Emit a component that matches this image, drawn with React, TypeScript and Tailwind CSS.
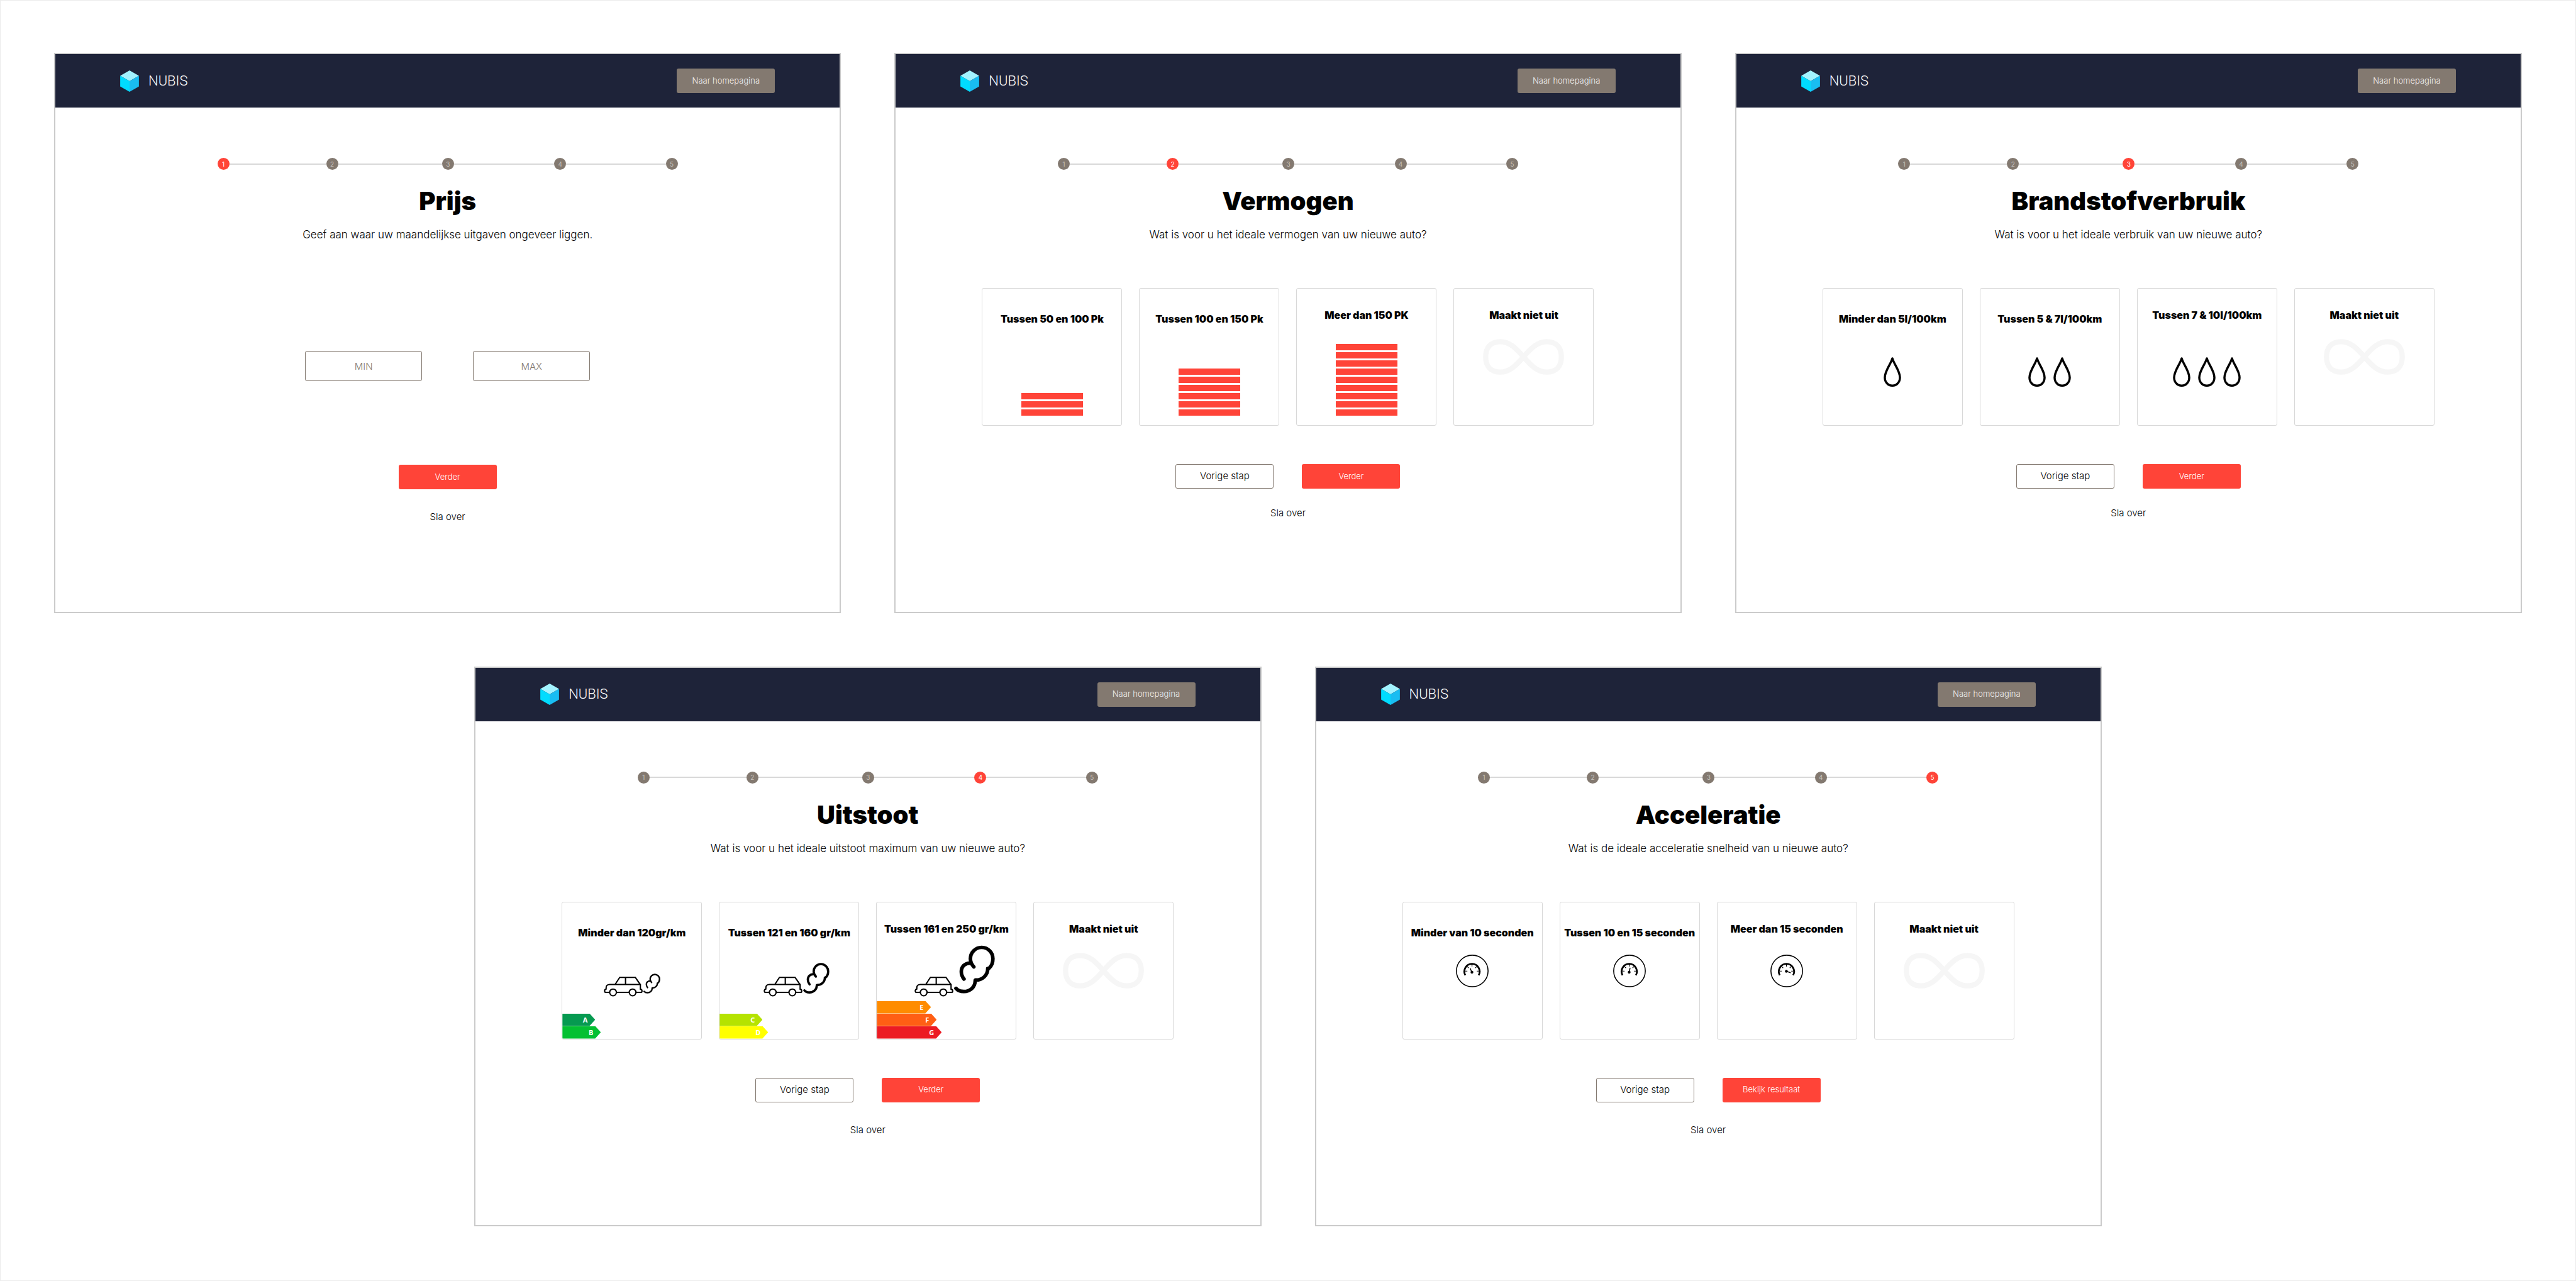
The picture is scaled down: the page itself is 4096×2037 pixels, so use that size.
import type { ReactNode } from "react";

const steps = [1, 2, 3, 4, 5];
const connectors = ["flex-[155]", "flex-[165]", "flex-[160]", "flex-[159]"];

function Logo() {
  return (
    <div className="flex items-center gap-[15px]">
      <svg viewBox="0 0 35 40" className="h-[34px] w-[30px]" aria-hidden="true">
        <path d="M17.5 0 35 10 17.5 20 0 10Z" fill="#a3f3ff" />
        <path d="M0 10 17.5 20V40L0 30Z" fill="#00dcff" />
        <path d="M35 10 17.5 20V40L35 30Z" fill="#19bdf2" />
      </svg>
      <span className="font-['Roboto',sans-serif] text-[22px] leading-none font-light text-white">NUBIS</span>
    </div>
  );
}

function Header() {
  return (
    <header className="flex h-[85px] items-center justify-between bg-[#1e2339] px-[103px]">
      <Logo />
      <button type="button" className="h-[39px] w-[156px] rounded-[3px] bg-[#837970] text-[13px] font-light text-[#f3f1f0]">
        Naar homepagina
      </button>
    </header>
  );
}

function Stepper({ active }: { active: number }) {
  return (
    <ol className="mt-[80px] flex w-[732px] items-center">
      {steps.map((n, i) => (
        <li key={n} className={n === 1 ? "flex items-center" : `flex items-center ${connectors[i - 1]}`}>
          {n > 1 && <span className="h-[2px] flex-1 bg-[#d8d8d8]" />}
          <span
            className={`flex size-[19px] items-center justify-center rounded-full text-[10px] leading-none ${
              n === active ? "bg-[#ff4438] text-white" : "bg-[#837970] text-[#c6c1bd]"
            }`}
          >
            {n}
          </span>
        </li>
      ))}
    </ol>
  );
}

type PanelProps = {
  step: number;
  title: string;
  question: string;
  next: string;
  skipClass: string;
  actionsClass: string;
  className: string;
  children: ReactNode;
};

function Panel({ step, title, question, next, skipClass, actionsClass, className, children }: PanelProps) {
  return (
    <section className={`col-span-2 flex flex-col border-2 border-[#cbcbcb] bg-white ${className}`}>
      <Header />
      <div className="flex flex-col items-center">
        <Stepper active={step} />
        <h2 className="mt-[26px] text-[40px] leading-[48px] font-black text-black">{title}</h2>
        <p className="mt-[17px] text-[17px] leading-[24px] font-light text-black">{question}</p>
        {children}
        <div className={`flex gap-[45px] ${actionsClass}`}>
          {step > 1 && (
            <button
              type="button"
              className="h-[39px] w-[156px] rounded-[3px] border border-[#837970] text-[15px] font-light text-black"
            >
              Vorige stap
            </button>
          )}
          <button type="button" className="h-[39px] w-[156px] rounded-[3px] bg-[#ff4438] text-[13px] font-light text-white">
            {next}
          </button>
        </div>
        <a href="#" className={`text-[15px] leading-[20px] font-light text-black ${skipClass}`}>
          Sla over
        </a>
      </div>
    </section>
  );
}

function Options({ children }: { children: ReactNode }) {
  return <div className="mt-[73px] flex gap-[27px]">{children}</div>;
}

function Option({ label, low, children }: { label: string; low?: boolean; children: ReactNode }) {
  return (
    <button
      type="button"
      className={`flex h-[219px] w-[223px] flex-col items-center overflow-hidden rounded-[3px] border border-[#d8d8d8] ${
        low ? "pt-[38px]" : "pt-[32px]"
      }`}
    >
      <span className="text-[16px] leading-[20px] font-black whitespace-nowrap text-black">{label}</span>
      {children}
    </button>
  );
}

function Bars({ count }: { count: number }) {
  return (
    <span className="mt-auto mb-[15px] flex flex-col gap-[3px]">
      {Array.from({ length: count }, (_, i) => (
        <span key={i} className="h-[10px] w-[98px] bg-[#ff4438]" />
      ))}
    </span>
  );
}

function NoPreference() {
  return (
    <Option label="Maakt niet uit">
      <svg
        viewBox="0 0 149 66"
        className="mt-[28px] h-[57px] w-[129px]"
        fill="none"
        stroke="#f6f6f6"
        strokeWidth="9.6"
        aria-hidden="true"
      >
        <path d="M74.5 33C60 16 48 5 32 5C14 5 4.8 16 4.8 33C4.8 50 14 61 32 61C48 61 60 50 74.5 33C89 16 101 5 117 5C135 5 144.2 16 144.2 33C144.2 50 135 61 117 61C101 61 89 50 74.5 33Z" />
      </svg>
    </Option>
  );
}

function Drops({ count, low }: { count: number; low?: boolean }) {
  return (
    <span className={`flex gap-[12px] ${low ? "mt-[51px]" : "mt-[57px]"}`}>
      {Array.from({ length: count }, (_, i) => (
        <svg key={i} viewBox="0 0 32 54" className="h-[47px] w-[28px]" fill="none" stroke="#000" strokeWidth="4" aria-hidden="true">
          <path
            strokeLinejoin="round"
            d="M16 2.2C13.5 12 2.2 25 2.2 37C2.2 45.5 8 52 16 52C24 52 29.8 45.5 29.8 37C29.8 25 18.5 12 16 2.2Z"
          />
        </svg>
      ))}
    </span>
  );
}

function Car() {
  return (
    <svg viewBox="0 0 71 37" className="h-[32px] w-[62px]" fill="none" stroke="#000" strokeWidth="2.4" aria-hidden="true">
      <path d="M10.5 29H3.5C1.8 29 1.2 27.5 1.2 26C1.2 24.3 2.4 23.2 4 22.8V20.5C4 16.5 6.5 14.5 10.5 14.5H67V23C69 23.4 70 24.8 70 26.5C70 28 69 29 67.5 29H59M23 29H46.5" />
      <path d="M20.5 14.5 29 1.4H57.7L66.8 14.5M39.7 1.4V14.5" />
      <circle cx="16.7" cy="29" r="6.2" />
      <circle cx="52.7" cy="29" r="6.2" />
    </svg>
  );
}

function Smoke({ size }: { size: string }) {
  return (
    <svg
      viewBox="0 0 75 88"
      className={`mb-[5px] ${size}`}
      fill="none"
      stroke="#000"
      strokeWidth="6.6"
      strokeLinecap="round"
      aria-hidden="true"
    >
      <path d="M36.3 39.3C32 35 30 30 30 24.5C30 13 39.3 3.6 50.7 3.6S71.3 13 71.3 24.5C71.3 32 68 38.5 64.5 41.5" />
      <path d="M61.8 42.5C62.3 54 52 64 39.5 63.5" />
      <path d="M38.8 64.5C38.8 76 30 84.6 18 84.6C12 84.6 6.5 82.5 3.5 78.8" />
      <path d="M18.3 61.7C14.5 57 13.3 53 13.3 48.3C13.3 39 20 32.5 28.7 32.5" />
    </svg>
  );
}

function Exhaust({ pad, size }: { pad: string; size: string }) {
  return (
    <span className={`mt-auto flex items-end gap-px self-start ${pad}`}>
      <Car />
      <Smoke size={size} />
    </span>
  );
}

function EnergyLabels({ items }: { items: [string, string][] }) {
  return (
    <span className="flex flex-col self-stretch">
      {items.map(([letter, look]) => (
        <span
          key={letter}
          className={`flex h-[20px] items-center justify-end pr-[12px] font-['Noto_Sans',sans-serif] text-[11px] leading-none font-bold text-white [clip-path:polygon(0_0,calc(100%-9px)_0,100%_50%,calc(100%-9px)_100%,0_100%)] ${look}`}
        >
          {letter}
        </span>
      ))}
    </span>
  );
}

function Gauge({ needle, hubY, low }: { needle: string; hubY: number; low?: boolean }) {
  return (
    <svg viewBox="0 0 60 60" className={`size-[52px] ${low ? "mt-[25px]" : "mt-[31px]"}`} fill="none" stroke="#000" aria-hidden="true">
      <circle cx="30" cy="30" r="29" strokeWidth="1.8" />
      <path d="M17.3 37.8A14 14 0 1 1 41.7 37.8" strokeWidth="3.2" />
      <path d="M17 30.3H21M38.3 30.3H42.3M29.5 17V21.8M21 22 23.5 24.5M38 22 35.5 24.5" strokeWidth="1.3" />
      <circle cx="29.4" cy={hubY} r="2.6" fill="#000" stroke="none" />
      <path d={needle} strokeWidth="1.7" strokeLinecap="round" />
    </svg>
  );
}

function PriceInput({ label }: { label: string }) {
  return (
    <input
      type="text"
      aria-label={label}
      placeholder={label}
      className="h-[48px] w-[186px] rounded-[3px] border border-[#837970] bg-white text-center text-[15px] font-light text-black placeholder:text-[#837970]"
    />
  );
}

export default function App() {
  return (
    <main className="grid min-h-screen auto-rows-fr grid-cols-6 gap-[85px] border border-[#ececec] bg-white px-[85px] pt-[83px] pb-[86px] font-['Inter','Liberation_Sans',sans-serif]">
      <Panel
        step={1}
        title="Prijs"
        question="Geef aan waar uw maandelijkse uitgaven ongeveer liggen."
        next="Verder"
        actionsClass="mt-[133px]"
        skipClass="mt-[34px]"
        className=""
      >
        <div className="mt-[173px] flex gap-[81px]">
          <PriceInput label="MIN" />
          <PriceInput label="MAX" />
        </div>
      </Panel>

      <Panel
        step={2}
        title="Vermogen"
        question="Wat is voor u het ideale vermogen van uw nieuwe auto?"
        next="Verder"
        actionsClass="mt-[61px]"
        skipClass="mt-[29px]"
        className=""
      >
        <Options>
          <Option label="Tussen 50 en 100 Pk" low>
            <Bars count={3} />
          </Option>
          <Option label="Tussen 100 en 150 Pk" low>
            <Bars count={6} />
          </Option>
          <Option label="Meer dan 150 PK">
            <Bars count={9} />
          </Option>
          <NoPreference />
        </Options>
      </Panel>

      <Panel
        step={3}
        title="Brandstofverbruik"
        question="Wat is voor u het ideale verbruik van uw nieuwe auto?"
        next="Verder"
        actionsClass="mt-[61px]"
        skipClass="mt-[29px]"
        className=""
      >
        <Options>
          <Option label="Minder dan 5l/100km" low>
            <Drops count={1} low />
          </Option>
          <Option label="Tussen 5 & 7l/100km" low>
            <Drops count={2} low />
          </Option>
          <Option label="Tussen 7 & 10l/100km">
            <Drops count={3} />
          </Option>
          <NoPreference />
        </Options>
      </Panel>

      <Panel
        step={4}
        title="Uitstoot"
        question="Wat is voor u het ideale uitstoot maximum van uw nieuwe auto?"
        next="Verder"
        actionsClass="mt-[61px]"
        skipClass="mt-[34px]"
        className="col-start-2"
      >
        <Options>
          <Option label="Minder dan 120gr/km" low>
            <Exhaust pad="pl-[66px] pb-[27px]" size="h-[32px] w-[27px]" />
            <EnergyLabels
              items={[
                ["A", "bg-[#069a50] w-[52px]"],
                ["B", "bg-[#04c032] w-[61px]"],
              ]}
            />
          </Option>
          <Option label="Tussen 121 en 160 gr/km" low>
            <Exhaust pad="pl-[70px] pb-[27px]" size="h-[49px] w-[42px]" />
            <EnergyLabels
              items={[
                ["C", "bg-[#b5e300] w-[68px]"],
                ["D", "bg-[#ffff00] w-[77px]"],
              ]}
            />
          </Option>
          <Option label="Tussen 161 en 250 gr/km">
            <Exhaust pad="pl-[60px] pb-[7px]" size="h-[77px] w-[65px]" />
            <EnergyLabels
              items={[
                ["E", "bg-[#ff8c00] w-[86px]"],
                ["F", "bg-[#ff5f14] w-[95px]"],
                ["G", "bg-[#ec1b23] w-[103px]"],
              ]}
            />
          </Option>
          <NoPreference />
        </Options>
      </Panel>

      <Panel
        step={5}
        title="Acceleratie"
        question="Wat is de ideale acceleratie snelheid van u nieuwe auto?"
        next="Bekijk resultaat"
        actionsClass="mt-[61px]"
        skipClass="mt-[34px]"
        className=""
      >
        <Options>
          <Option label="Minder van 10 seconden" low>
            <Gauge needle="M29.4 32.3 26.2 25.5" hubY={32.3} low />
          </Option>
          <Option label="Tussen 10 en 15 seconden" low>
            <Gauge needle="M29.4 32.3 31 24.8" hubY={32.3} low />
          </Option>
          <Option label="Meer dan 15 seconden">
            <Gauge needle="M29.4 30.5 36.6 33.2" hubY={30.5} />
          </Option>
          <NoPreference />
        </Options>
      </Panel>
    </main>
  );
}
■ ■ ■
▶ TASK STATEMENT
Collect each line holding the string "that".

▶ RESULT
Emit a component that matches this image, drawn with React, TypeScript and Tailwind CSS.
The picture is scaled down: the page itself is 4096×2037 pixels, so use that size.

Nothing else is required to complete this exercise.